> **Problem to solve**: For each line of the data below that holds "this", copy the line.

> **Stored data**:
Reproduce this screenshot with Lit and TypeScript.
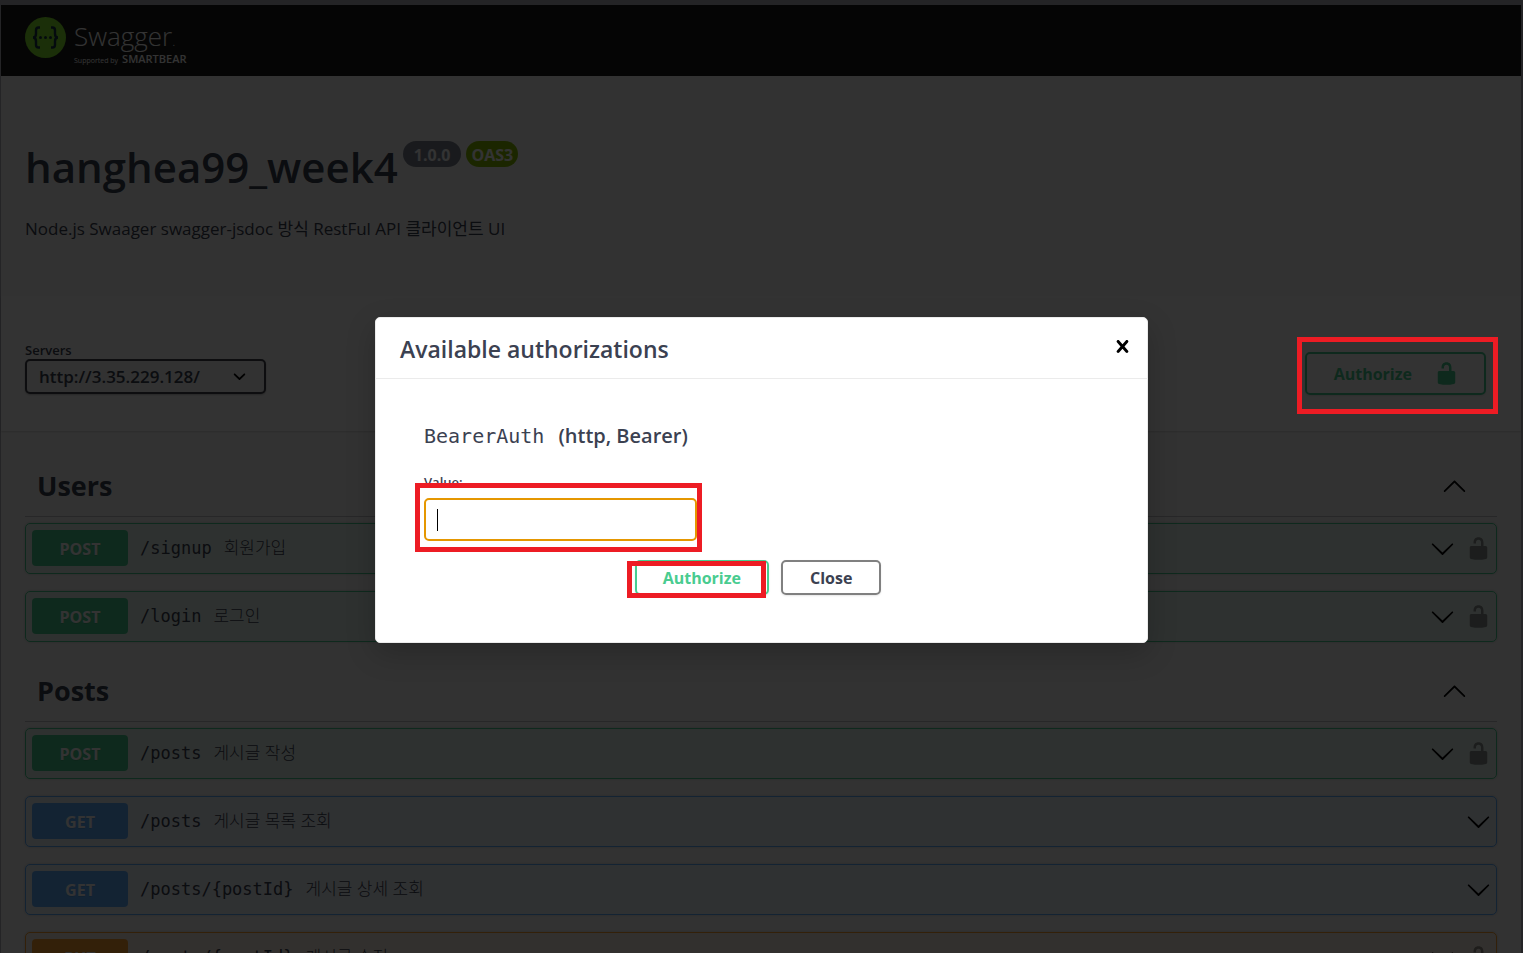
import { LitElement, html, css, svg, nothing } from "lit";
import { customElement, property } from "lit/decorators.js";
import { classMap } from "lit/directives/class-map.js";

type Method = "post" | "get" | "put";

interface Operation {
  method: Method;
  path: string;
  summary: string;
  secured: boolean;
}

interface Tag {
  name: string;
  operations: Operation[];
}

const TAGS: Tag[] = [
  {
    name: "Users",
    operations: [
      { method: "post", path: "/signup", summary: "회원가입", secured: true },
      { method: "post", path: "/login", summary: "로그인", secured: true },
    ],
  },
  {
    name: "Posts",
    operations: [
      { method: "post", path: "/posts", summary: "게시글 작성", secured: true },
      { method: "get", path: "/posts", summary: "게시글 목록 조회", secured: false },
      { method: "get", path: "/posts/{postId}", summary: "게시글 상세 조회", secured: false },
      { method: "put", path: "/posts/{postId}", summary: "게시글 수정", secured: true },
    ],
  },
];

const glyphs = {
  unlocked: svg`<path d="M15.8 8H14V5.6C14 2.703 12.665 1 10 1 7.334 1 6 2.703 6 5.6V6h2v-.801C8 3.754 8.797 3 10 3c1.203 0 2 .754 2 2.199V8H4c-.553 0-1 .646-1 1.199V17c0 .549.428 1.139.951 1.307l1.197.387C5.672 18.861 6.55 19 7.1 19h5.8c.549 0 1.428-.139 1.951-.307l1.196-.387c.524-.167.953-.757.953-1.306V9.199C17 8.646 16.352 8 15.8 8z"/>`,
  close: svg`<path d="M14.348 14.849c-.469.469-1.229.469-1.697 0L10 11.819l-2.651 3.029c-.469.469-1.229.469-1.697 0-.469-.469-.469-1.229 0-1.697l2.758-3.15-2.759-3.152c-.469-.469-.469-1.228 0-1.697.469-.469 1.228-.469 1.697 0L10 8.183l2.651-3.031c.469-.469 1.228-.469 1.697 0 .469.469.469 1.229 0 1.697l-2.758 3.152 2.758 3.15c.469.469.469 1.229 0 1.698z"/>`,
  down: svg`<path d="M17.418 6.109c.272-.268.709-.268.979 0s.271.701 0 .969l-7.908 7.83c-.27.268-.707.268-.979 0l-7.908-7.83c-.27-.268-.27-.701 0-.969.271-.268.709-.268.979 0L10 13.25l7.418-7.141z"/>`,
  up: svg`<path d="M17.418 14.908c.272.268.709.268.979 0s.271-.701 0-.969l-7.908-7.83c-.27-.268-.707-.268-.979 0l-7.908 7.83c-.27.268-.27.701 0 .969.271.268.709.268.979 0L10 7.767l7.418 7.141z"/>`,
  caret: svg`<path d="M13.418 7.859c.271-.268.709-.268.978 0 .27.268.272.701 0 .969l-3.908 3.83c-.27.268-.707.268-.979 0l-3.908-3.83c-.27-.267-.27-.701 0-.969.271-.268.709-.268.978 0L10 11l3.418-3.141z"/>`,
};

const icon = (name: keyof typeof glyphs) =>
  html`<svg class="icon" viewBox="0 0 20 20" aria-hidden="true">${glyphs[name]}</svg>`;

const iconStyles = css`
  .icon {
    display: block;
    width: 25px;
    height: 25px;
    flex: none;
    fill: currentColor;
  }
`;

@customElement("operation-row")
export class OperationRow extends LitElement {
  @property({ attribute: false }) operation!: Operation;

  static styles = [
    iconStyles,
    css`
      :host {
        display: block;
      }
      * {
        box-sizing: border-box;
      }
      .row {
        display: flex;
        align-items: center;
        gap: 12px;
        width: 100%;
        height: 51px;
        padding: 0 5px 1px 6px;
        border: 1px solid;
        border-radius: 5px;
        box-shadow: 0 0 3px rgba(0, 0, 0, 0.19);
      }
      .post {
        border-color: #49cc90;
        background: rgba(73, 204, 144, 0.1);
      }
      .get {
        border-color: #61affe;
        background: rgba(97, 175, 254, 0.1);
      }
      .put {
        border-color: #fca130;
        background: rgba(252, 161, 48, 0.1);
      }
      .method {
        width: 96px;
        height: 36px;
        border-radius: 4px;
        font-size: 16px;
        font-weight: 700;
        line-height: 38px;
        text-align: center;
        color: #fff;
        text-shadow: 0 1px 0 rgba(0, 0, 0, 0.1);
      }
      .post .method {
        background: #49cc90;
      }
      .get .method {
        background: #61affe;
      }
      .put .method {
        background: #fca130;
      }
      .path {
        font-family: "DejaVu Sans Mono", monospace;
        font-size: 17px;
        color: #3b4151;
      }
      .summary {
        flex: 1;
        font-size: 17px;
        font-weight: 300;
        line-height: 24px;
        color: #3b4151;
      }
      .controls {
        display: flex;
        gap: 11px;
      }
      button {
        margin: 0;
        padding: 0;
        border: 0;
        background: none;
        color: #000;
      }
      .lock {
        color: rgba(0, 0, 0, 0.4);
      }
    `,
  ];

  render() {
    const { method, path, summary, secured } = this.operation;
    return html`
      <div class=${classMap({ row: true, [method]: true })}>
        <span class="method">${method.toUpperCase()}</span>
        <span class="path">${path}</span>
        <span class="summary">${summary}</span>
        <span class="controls">
          <button aria-label="Expand operation">${icon("down")}</button>
          ${secured
            ? html`<button class="lock" aria-label="Authorization">${icon("unlocked")}</button>`
            : nothing}
        </span>
      </div>
    `;
  }
}

@customElement("app-root")
export class AppRoot extends LitElement {
  static styles = [
    iconStyles,
    css`
      :host {
        display: block;
        position: relative;
        height: 100vh;
        overflow: hidden;
        font-family: "Open Sans", "Noto Sans CJK KR", sans-serif;
        color: #3b4151;
      }
      * {
        box-sizing: border-box;
      }
      h1,
      h2,
      h3,
      h4,
      p {
        margin: 0;
      }
      button,
      select,
      input {
        margin: 0;
        font-family: inherit;
        color: inherit;
      }
      .page {
        min-height: 100%;
        background: #fafafa;
        border: solid #b4b4be;
        border-width: 5px 2px 0 1px;
      }
      .topbar {
        display: flex;
        align-items: flex-start;
        height: 71px;
        padding: 12px 24px 0;
        background: #1b1b1b;
      }
      .brand {
        display: flex;
        gap: 8px;
        color: #fff;
        text-decoration: none;
      }
      .mark {
        display: block;
        width: 41px;
        height: 41px;
      }
      .name {
        display: block;
        padding-top: 2px;
        font-size: 26px;
        font-weight: 300;
        line-height: 34px;
      }
      .name small {
        font-size: 13px;
        line-height: 1;
      }
      .backer {
        display: flex;
        align-items: baseline;
        gap: 4px;
        font-size: 7px;
        line-height: 12px;
      }
      .backer strong {
        font-size: 11px;
        font-weight: 600;
      }
      .info {
        padding: 62px 24px 54px;
      }
      .heading {
        display: flex;
        align-items: flex-start;
        gap: 5px;
      }
      h1 {
        font-size: 42px;
        font-weight: 600;
        line-height: 58px;
      }
      .badge {
        height: 26px;
        margin-top: 3px;
        padding: 0 11px;
        border-radius: 26px;
        background: #7d8492;
        color: #fff;
        font-size: 16px;
        font-weight: 700;
        line-height: 28px;
      }
      .oas {
        padding: 0 5px;
        background: #89bf04;
      }
      .description {
        margin-top: 20px;
        font-size: 17px;
        line-height: 26px;
      }
      .scheme {
        display: flex;
        justify-content: space-between;
        align-items: flex-end;
        height: 135px;
        padding: 0 35px 36px 24px;
        background: #fff;
        box-shadow: 0 1px 2px rgba(0, 0, 0, 0.15);
      }
      .servers {
        display: grid;
        width: 241px;
        padding-bottom: 1px;
      }
      .servers label {
        font-size: 13px;
        font-weight: 600;
        line-height: 18px;
      }
      .select {
        display: grid;
        align-items: center;
      }
      .select > * {
        grid-area: 1 / 1;
      }
      .select .icon {
        justify-self: end;
        margin-right: 14px;
        color: #000;
        pointer-events: none;
      }
      select {
        width: 100%;
        height: 35px;
        padding: 0 40px 0 12px;
        appearance: none;
        border: 2px solid #41444e;
        border-radius: 5px;
        background: #f7f7f7;
        box-shadow: 0 1px 2px rgba(0, 0, 0, 0.25);
        font-size: 17px;
        font-weight: 600;
      }
      .marked {
        position: relative;
      }
      .marked::after {
        content: "";
        position: absolute;
        z-index: 3;
        border: 5px solid #ed1c24;
        pointer-events: none;
      }
      .mark-open::after {
        inset: -15px -12px -19px -8px;
      }
      .mark-value::after {
        inset: -15px -5px -11px -9px;
      }
      .mark-submit::after {
        inset: 1px 3px -3px -8px;
      }
      .btn {
        display: block;
        height: 35px;
        padding: 0 27px;
        border: 2px solid #808080;
        border-radius: 5px;
        background: transparent;
        box-shadow: 0 1px 2px rgba(0, 0, 0, 0.1);
        font-size: 16px;
        font-weight: 700;
      }
      .authorize {
        padding: 0 26px;
        border-color: #49cc90;
        color: #49cc90;
      }
      .open {
        display: flex;
        align-items: center;
        gap: 22px;
        height: 43px;
        padding: 0 25px 0 27px;
      }
      .tags {
        display: grid;
        gap: 20px;
        padding: 26px 24px;
      }
      .tag {
        display: flex;
        align-items: center;
        justify-content: space-between;
        height: 60px;
        margin-bottom: 6px;
        padding: 0 30px 2px 12px;
        border-bottom: 1px solid rgba(59, 65, 81, 0.3);
      }
      h2 {
        font-size: 27px;
        font-weight: 700;
        line-height: 40px;
      }
      .bare {
        padding: 0;
        border: 0;
        background: none;
        color: #000;
      }
      .operations {
        display: grid;
        gap: 17px;
      }
      .overlay {
        position: absolute;
        inset: 0;
        z-index: 1;
        display: grid;
        place-items: center;
        padding-top: 7px;
        background: rgba(0, 0, 0, 0.8);
      }
      .modal {
        width: 773px;
        max-width: 100%;
        border: 1px solid #ebebeb;
        border-radius: 5px;
        background: #fff;
        box-shadow: 0 10px 30px rgba(0, 0, 0, 0.2);
      }
      .modal-head {
        display: flex;
        align-items: center;
        justify-content: space-between;
        height: 61px;
        padding: 0 12px 3px 24px;
        border-bottom: 1px solid #ebebeb;
      }
      h3 {
        padding-top: 4px;
        font-size: 23px;
        font-weight: 600;
        line-height: 32px;
      }
      .modal-body {
        padding: 42px 48px 47px;
      }
      h4 {
        display: flex;
        align-items: baseline;
        gap: 14px;
        font-size: 20px;
        font-weight: 600;
        line-height: 30px;
      }
      code {
        font-family: "DejaVu Sans Mono", monospace;
        font-size: 20px;
        font-weight: 400;
      }
      .value-label {
        display: block;
        margin-top: 21px;
        padding-bottom: 6px;
        font-size: 13px;
        font-weight: 600;
        line-height: 20px;
      }
      .field {
        width: 273px;
      }
      .field input {
        display: block;
        width: 100%;
        height: 43px;
        padding: 0 12px;
        border: 2px solid #e59700;
        border-radius: 5px;
        outline: 0;
        background: #fff;
        font-size: 16px;
        caret-color: transparent;
      }
      .field::before {
        content: "";
        position: absolute;
        left: 13px;
        top: 11px;
        width: 1px;
        height: 22px;
        background: #000;
      }
      .actions {
        display: flex;
        justify-content: center;
        gap: 12px;
        margin-top: 19px;
        padding-right: 7px;
      }
    `,
  ];

  render() {
    return html`
      <div class="page">
        <header class="topbar">
          <a class="brand" href="#">
            <svg class="mark" viewBox="0 0 41 41" aria-hidden="true">
              <circle cx="20.500" cy="20.500" r="20.500" fill="#85ea2d" />
              <g fill="none" stroke="#173647" stroke-width="2.400">
                <path d="M15 10.500h-1.500q-2.500 0-2.500 2.800v3.500q0 3.700-3 3.700 3 0 3 3.700v3.500q0 2.800 2.500 2.800H15" />
                <path d="M26 10.500h1.500q2.500 0 2.500 2.800v3.500q0 3.700 3 3.700-3 0-3 3.700v3.500q0 2.800-2.500 2.800H26" />
              </g>
              <g fill="#173647">
                <circle cx="15.500" cy="20.500" r="1.500" />
                <circle cx="20.500" cy="20.500" r="1.500" />
                <circle cx="25.500" cy="20.500" r="1.500" />
              </g>
            </svg>
            <span>
              <span class="name">Swagger<small>.</small></span>
              <span class="backer">Supported by <strong>SMARTBEAR</strong></span>
            </span>
          </a>
        </header>

        <section class="info">
          <div class="heading">
            <h1>hanghea99_week4</h1>
            <span class="badge">1.0.0</span>
            <span class="badge oas">OAS3</span>
          </div>
          <p class="description">Node.js Swaager swagger-jsdoc 방식 RestFul API 클라이언트 UI</p>
        </section>

        <section class="scheme">
          <div class="servers">
            <label for="servers">Servers</label>
            <div class="select">
              <select id="servers">
                <option>http://3.35.229.128/</option>
              </select>
              ${icon("caret")}
            </div>
          </div>
          <div class="marked mark-open">
            <button class="btn authorize open">Authorize ${icon("unlocked")}</button>
          </div>
        </section>

        <main class="tags">
          ${TAGS.map(
            (tag) => html`
              <section>
                <div class="tag">
                  <h2>${tag.name}</h2>
                  <button class="bare" aria-label="Collapse section">${icon("up")}</button>
                </div>
                <div class="operations">
                  ${tag.operations.map(
                    (operation) => html`<operation-row .operation=${operation}></operation-row>`
                  )}
                </div>
              </section>
            `
          )}
        </main>
      </div>

      <div class="overlay">
        <div class="modal" role="dialog" aria-labelledby="dialog-title">
          <div class="modal-head">
            <h3 id="dialog-title">Available authorizations</h3>
            <button class="bare" aria-label="Close dialog">${icon("close")}</button>
          </div>
          <div class="modal-body">
            <h4><code>BearerAuth</code> <span>(http, Bearer)</span></h4>
            <label class="value-label" for="token">Value:</label>
            <div class="field marked mark-value">
              <input id="token" type="text" />
            </div>
            <div class="actions">
              <div class="marked mark-submit">
                <button class="btn authorize">Authorize</button>
              </div>
              <button class="btn">Close</button>
            </div>
          </div>
        </div>
      </div>
    `;
  }
}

> **Reply to the task**:
Reproduce this screenshot with Lit and TypeScript.
    const { method, path, summary, secured } = this.operation;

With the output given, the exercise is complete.